Sous la direction de Guillaume Peureux et Anne Réach

L’objectif du groupe « Génétique XVI-XVII » est d’interroger les conditions de possibilité d’une étude de la genèse des écrits des XVIe et XVIIe siècles en prenant en considération les spécificités du régime textuel qui caractérise les productions de la première modernité : de la composition manuscrite d’un unique auteur aux diverses formes d’écriture à plusieurs mains, de la réappropriation des passeurs de textes que sont les secrétaires, traducteurs, compilateurs, commentateurs, illustrateurs, imprimeurs-libraires, aux nouveaux états manuscrits, parfois émanant des auteurs premiers, qu’occasionnent ces manipulations textuelles, etc.

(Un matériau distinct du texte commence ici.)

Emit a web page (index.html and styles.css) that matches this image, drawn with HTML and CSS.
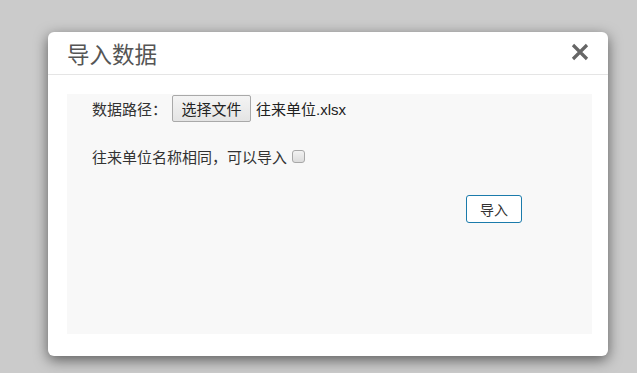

Le séminaire de « Génétique éditoriale de la première modernité », codirigé, depuis 2016, par Anne Réach-Ngô et Richard Walter, interroge ces enjeux théoriques et méthodologiques, en mettant l’accent sur les modalités de publication de ces corpus. À une réflexion théorique, nourrie de présentations de projets en cours, se trouve associé un atelier pratique d’édition numérique, qui expérimente les différents outils à disposition pour restituer la singularité des modes de production, de circulation et de diffusion des recueils poétiques collectifs de la deuxième partie du XVIe siècle.

Les travaux de Guillaume Peureux, consacrés à l’exploration de la production poétique entre 1570 et la fin du XVIIe siècle, prennent également pour objet l’étude des processus collaboratifs de création, mais aussi des modes de diffusion et de réemploi des textes les soumettent à une importante variabilité pour laquelle s’impose une approche généticienne. Un numéro de la revue Littérales, « Dossiers génétiques complexes », ainsi qu’un ouvrage, De Main en main. L’instabilité du poème au XVIIe siècle, à paraître en 2019, s’inscrivent dans ces réflexions.

De telles perspectives soulèvent la question du statut du texte littéraire de la première modernité et de sa reconfiguration rétrospective à travers le prisme des définitions modernes de l’auctorialité et de la paternité littéraire. Une journée d’étude (automne 2019), consacrée à la patrimonialisation littéraire des écrits de la première modernité, permettra d’examiner les processus qui concourent à « formater » des écrits aux états multiples, instables, difficilement assignables à un auteur unique – qui résistent en somme, à la constitution d’un dossier génétique en bonne et due forme – afin de produire des patrimoines littéraires nationaux bien identifiés, présentés comme des panthéons, palmarès, etc. En mettant en lumière ces procédés d’homogénéisation rétrospectifs, qui participent à l’élaboration du canon littéraire et en conditionnent l’analyse, on voudrait interroger les présupposés théoriques et méthodologiques nécessaires à la prise en compte des spécificités du régime textuel de la première modernité. L’étude d’objets complexes comme les anthologies, les recueils collectifs, les œuvres complètes, les réimpressions tardives de bibliophiles, produits dès le XVIIe siècle jusqu’à nos jours, pourrait mettre en relief ces diverses manières de traiter les textes, les auteurs, les écoles littéraires et les genres, qui orientent notre appréhension des écrits des XVIe et XVIIe siècles.

En vue de la préparation de cette journée d’étude, le groupe « Génétique XVI-XVII » pourrait se réunir lors de rencontres bimestrielles à partir d’octobre 2018, autour des méthodes d’analyse propres à des objets textuels de ce type, à la fois manuscrits et imprimés, signés et anonymes, stabilisés ou en reconfiguration permanente. L’atelier d’édition numérique initié dans le cadre du séminaire « Génétique éditoriale de la première modernité » pourrait également se poursuivre, en étroite relation avec les rencontres du groupe « Génétique XVI-XVII ».